Fluxo rodoviário e comercial remonta às origens de Feira de Santana, explica historiador Há quem diga que o desenvolvimento comercial e rodoviário de Feira de Santana se deu apenas por uma localização privilegiada. No entanto, segundo o historiador Clóvis Ramaiana Oliveira, pesquisador e professor da Universidade Estadual de Feira de Santana (Uefs), não foi apenas isso que aconteceu nas origens do município, entre os séculos 18 e 19. "Eu diria que foi uma combinação de uma localização privilegiada e de escolhas de algumas figuras que fez de Feira o que ela é", pondera Oliveira. Um exemplo é que a primeira experiência urbana é em São José das Itapororocas - hoje o distrito de Maria Quitéria.

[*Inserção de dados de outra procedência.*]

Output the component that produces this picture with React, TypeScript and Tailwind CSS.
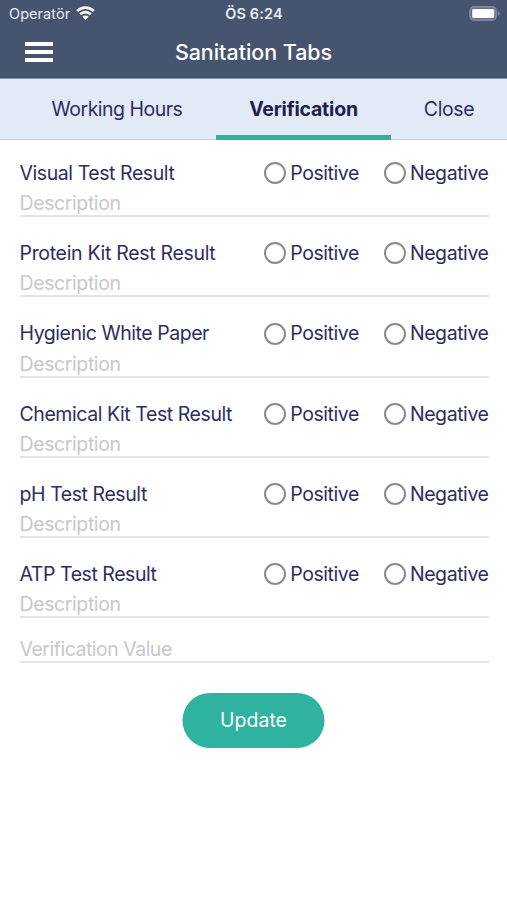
const tests = [
  { name: 'Visual Test Result', tracking: 'tracking-[-0.43px]' },
  { name: 'Protein Kit Rest Result', tracking: 'tracking-[-0.31px]' },
  { name: 'Hygienic White Paper', tracking: 'tracking-[-0.46px]' },
  { name: 'Chemical Kit Test Result', tracking: 'tracking-[-0.43px]' },
  { name: 'pH Test Result', tracking: 'tracking-[-0.43px]' },
  { name: 'ATP Test Result', tracking: 'tracking-[-0.45px]' },
]

function WifiIcon() {
  return (
    <svg className="mb-px" width="19" height="14" viewBox="0 0 19 14" fill="none" stroke="white" strokeWidth="2.6">
      <path d="M1.2 5a11.8 11.8 0 0 1 16.6 0" />
      <path d="M4.2 8.3a7.6 7.6 0 0 1 10.6 0" />
      <path d="M9.5 14 6.4 10.8a4.4 4.4 0 0 1 6.2 0Z" fill="white" stroke="none" />
    </svg>
  )
}

function BatteryIcon() {
  return (
    <svg width="31" height="15" viewBox="0 0 31 15" fill="none">
      <rect x="1" y="0.9" width="26.2" height="13.2" rx="4" fill="#65708e" stroke="#8088a6" strokeWidth="1.6" />
      <rect x="3.2" y="3" width="22" height="9" rx="1.5" fill="white" />
      <path d="M28.8 5.2c1.6.5 2.2 1.4 2.2 2.3s-.6 1.8-2.2 2.3Z" fill="#8088a6" />
    </svg>
  )
}

function Option({ label }: { label: string }) {
  return (
    <label className="flex items-center gap-1">
      <span className="size-[22px] rounded-full border-2 border-[#8b8b8b]" />
      <span className="pt-px tracking-[-0.43px]">{label}</span>
    </label>
  )
}

export default function App() {
  return (
    <div className="h-[900px] w-[507px] overflow-hidden bg-white font-['Inter',sans-serif] text-[19.5px] text-[#2e2c62]">
      <header className="h-[79px] border-b border-[#8594ae] bg-[#475470] text-white">
        <div className="grid h-[27px] grid-cols-3 items-center pr-[7px] pl-[9px] text-[14.5px] leading-none text-[#e6ecf8]">
          <div className="flex items-center gap-1.5">
            <span className="pt-0.5 tracking-[0.05px]">Operatör</span>
            <WifiIcon />
          </div>
          <span className="pt-0.5 pr-px text-center font-semibold tracking-[0.15px]">ÖS 6:24</span>
          <div className="flex justify-end">
            <BatteryIcon />
          </div>
        </div>
        <div className="grid h-[50px] grid-cols-[100px_1fr_100px] items-center">
          <button className="ml-[25px] flex w-[28px] flex-col gap-[4.3px]">
            <span className="h-1 bg-white" />
            <span className="h-1 bg-white" />
            <span className="h-1 bg-white" />
          </button>
          <h1 className="pt-px text-center text-[21.4px] font-medium">Sanitation Tabs</h1>
        </div>
      </header>

      <nav className="flex h-[61px] border-b border-[#c9cdd6] bg-[#e3eaf7]">
        <button className="w-[216px] pt-px pl-[18px] text-center tracking-[-0.5px]">Working Hours</button>
        <button className="-mb-px w-[175px] border-b-[5px] border-[#2fb29c] pt-1.5 text-center font-bold tracking-[-0.2px] text-[#20204f]">
          Verification
        </button>
        <button className="w-[116px] pt-px text-center tracking-[-0.4px]">Close</button>
      </nav>

      <main className="pt-5 pr-[18.5px] pl-[19.5px]">
        {tests.map((test) => (
          <section key={test.name} className="h-[80.25px]">
            <div className="flex h-[26px] items-center justify-between">
              <h2 className={`pt-px ${test.tracking}`}>{test.name}</h2>
              <div className="flex gap-[25px]">
                <Option label="Positive" />
                <Option label="Negative" />
              </div>
            </div>
            <div className="h-[31px] border-b-2 border-[#e4e4e4] pt-1 leading-[26px] tracking-[-0.4px] text-[#c8c8c8]">
              Description
            </div>
          </section>
        ))}
        <div className="mt-[-9px] h-[30px] border-b-2 border-[#e4e4e4] pt-[3px] leading-[26px] tracking-[-0.5px] text-[#c8c8c8]">
          Verification Value
        </div>
        <button className="mx-auto mt-[30px] block h-[55px] w-[142px] -translate-x-[0.5px] rounded-full bg-[#2fb29f] pt-px text-white">
          Update
        </button>
      </main>
    </div>
  )
}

Depois é que Feira muda para o local onde é hoje. Ali, existiam comunidades quilombolas, remanescentes de indígenas e um pequeno campesinato. Eles trocavam mercadorias entre si. 

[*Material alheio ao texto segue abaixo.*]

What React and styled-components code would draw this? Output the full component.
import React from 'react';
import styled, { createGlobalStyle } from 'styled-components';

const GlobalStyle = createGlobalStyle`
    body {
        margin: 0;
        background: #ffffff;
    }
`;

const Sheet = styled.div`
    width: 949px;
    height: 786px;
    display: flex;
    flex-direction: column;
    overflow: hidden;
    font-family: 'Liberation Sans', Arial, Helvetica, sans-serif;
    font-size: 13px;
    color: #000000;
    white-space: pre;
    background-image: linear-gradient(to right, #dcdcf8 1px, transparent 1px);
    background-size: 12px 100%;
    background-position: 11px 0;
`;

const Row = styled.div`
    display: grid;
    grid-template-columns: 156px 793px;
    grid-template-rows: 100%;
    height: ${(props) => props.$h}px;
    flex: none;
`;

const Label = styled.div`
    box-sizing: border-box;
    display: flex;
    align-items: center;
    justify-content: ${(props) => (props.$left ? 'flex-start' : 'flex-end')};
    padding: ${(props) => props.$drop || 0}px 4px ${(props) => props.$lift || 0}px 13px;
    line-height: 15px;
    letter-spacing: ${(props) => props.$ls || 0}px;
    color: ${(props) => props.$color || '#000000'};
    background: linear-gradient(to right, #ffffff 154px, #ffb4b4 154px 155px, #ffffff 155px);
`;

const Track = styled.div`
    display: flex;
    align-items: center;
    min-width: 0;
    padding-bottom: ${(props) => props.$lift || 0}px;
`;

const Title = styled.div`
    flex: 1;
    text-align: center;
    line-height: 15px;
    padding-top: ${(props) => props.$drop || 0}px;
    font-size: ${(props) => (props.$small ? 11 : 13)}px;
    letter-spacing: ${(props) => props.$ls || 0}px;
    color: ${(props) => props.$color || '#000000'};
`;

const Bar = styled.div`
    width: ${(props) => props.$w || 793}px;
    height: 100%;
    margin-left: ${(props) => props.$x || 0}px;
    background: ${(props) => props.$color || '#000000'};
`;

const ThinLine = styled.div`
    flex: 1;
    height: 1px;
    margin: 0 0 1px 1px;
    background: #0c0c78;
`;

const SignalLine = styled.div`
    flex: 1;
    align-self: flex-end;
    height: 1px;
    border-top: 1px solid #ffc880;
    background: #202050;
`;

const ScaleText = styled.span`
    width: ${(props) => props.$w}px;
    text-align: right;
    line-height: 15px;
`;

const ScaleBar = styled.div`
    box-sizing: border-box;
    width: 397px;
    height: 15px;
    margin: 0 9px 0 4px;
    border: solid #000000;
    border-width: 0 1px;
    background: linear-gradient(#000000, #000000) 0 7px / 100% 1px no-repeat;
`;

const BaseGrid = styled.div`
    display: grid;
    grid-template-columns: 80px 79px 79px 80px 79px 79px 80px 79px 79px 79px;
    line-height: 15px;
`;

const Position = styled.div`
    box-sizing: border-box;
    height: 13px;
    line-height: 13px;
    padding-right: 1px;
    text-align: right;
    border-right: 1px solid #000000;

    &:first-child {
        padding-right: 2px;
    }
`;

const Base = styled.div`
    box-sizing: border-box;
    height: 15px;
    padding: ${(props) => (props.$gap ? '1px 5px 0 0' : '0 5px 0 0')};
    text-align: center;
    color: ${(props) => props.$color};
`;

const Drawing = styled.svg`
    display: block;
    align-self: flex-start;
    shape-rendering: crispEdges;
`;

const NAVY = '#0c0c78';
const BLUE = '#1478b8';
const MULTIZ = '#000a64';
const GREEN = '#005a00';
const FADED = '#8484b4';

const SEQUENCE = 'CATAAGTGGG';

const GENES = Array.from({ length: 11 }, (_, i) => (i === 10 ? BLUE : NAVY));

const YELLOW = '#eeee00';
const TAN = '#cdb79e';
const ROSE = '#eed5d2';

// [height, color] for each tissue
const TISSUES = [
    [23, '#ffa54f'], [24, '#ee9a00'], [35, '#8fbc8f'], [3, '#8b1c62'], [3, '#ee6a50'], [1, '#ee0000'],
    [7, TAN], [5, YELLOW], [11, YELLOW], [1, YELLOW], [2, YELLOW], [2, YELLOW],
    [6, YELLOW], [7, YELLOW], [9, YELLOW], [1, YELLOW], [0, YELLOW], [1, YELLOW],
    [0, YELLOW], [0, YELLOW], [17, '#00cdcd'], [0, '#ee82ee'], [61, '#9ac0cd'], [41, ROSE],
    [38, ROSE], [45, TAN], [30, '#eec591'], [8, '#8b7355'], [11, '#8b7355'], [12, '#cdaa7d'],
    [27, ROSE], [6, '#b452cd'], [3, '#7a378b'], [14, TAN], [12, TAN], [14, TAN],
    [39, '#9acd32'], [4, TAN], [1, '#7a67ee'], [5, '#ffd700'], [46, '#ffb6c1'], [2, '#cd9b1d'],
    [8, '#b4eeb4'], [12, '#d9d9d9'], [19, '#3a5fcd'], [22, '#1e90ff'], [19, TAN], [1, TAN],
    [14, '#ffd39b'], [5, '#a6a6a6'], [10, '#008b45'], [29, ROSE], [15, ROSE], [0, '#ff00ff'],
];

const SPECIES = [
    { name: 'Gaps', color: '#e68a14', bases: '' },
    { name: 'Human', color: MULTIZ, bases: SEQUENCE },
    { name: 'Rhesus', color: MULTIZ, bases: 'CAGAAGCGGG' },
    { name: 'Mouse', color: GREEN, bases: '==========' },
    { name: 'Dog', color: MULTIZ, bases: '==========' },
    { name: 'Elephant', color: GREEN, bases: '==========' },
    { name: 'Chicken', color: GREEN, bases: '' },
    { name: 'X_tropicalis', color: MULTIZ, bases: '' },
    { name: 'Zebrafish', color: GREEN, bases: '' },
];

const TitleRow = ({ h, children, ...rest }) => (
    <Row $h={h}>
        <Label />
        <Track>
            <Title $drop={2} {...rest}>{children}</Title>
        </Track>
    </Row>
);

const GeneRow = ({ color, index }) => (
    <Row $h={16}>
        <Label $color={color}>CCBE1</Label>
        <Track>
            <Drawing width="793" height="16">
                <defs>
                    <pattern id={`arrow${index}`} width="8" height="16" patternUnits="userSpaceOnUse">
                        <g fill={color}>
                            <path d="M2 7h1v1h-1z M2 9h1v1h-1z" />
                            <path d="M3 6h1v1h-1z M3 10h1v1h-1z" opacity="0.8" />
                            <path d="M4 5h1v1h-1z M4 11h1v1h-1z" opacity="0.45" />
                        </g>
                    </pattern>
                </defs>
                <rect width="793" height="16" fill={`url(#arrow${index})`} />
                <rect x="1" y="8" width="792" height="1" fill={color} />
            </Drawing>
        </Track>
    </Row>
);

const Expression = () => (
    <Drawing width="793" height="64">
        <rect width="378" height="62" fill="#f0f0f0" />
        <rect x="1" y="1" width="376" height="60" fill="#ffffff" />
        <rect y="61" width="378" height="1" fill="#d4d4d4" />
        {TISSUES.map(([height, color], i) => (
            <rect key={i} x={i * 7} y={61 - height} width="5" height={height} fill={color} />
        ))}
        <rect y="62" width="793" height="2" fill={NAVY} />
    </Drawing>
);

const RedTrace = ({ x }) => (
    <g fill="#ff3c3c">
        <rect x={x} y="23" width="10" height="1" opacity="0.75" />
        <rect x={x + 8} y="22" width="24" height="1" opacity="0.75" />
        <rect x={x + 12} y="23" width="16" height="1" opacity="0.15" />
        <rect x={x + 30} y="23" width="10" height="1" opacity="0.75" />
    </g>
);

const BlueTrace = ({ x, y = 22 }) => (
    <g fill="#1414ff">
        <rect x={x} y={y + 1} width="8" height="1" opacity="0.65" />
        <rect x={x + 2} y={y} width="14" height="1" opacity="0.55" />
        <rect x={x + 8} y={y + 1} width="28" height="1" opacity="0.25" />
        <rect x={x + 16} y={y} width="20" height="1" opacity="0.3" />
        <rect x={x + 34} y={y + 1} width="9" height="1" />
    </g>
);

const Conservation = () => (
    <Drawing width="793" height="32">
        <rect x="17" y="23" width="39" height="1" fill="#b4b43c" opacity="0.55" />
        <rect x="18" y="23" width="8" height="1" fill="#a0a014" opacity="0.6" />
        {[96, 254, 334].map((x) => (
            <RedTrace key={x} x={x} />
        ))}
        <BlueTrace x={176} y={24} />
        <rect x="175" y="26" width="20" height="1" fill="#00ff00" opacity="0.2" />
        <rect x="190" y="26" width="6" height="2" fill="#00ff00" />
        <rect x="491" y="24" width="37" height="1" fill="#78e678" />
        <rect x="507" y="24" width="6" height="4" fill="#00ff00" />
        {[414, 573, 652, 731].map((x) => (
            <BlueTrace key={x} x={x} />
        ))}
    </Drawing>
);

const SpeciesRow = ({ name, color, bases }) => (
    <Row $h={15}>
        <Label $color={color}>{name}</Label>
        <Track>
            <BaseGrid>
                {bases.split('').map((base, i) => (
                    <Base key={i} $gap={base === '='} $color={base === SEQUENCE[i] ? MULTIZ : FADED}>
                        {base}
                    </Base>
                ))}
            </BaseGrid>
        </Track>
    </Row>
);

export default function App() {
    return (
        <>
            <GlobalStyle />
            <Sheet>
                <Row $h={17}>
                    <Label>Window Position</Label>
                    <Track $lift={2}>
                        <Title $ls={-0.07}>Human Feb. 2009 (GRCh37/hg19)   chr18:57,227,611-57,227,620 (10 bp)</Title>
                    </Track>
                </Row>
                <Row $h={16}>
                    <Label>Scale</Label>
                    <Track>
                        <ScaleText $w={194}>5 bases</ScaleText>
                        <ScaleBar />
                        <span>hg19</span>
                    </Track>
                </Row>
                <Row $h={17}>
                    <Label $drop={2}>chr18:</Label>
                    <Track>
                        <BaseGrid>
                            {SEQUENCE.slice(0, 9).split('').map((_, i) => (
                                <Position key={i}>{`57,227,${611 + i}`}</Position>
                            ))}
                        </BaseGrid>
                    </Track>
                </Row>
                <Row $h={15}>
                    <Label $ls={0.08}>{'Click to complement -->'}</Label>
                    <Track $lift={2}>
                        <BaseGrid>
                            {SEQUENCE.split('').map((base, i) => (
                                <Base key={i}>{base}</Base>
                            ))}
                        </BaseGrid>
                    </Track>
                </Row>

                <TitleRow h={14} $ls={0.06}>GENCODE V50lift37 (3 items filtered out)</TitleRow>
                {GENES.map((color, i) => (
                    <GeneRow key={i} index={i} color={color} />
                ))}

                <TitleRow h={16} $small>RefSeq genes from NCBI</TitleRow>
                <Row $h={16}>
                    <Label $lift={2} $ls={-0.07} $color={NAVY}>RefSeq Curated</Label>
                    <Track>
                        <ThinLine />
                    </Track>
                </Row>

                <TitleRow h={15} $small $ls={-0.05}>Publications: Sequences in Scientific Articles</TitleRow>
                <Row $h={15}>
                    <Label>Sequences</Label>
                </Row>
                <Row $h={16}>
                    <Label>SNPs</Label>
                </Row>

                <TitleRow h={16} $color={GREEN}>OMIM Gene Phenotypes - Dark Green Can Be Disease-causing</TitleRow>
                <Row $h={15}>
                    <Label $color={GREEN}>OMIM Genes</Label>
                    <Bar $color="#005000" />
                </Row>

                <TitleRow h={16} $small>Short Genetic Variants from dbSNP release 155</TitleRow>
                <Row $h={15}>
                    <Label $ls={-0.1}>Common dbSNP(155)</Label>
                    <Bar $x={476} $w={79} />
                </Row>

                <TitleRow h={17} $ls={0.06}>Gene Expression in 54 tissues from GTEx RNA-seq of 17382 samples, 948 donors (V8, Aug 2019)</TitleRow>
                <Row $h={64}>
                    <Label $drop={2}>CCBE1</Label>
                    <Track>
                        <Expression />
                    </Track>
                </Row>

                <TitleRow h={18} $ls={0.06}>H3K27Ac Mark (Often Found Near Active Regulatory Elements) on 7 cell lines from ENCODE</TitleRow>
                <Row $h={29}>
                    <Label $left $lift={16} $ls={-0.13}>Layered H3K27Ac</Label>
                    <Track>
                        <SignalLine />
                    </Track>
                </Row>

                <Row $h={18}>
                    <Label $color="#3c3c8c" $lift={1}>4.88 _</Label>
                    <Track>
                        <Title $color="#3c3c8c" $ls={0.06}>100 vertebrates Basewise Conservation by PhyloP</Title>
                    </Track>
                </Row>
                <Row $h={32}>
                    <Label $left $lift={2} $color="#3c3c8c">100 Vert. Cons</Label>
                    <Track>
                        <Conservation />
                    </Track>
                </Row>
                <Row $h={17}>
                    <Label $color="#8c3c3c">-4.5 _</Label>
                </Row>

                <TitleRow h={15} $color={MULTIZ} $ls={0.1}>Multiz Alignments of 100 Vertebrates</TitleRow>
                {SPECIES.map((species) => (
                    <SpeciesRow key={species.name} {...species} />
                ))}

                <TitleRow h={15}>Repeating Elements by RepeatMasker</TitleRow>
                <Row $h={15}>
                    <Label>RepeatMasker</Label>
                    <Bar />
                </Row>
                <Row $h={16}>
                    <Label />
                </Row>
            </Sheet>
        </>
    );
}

"E existe uma segunda alavanca que é que, em algum momento, começa-se a mercar produtos de fora da região. Feira tem uma relativa proximidade de Cachoeira, então recebia produtos importados. Às vezes, eram produtos que nem tinha em algumas capitais, mas chegavam a Feira, ainda na transição de 1700 para 1800", conta. "Então, tinha grandes fazendas, mas também tinha muitos pequenos proprietários produtores de verduras e frutas. Tinha um corredorzinho que era um cinturão verde. Isso aqueceu significativamente a feira livre", conta o professor. 

A feira de gado era tão forte que, em 1856, o então imperador Dom Pedro II veio à Bahia justamente para visitá-la, em Feira de Santana. Já nas décadas finais de 1800, grandes armazéns - as chamadas casas de secos e molhados - de famílias poderosas que residiam em Salvador começam a se instalar em Feira. 

Tudo isso permitiu que a cidade crescesse. Há, ainda, alguns episódios marcantes, segundo o historiador. Um deles é a construção da rodovia Rio-Bahia - a BR-116 - entre 1939 e 1949. A movimentação ganha ainda mais força com a BR-101, mas, havia também estradas menores que estavam sendo instaladas para ligar propriedades particulares. 

"Várias estradas foram abertas em um sistema que hoje a gente chamaria de Parceria Público-Privada. Eu diria que essa experiência histórica, em certo sentido, permanece, porque, até os dias de hoje, muita gente em Feira precisa do comércio para comer", analisa Oliveira.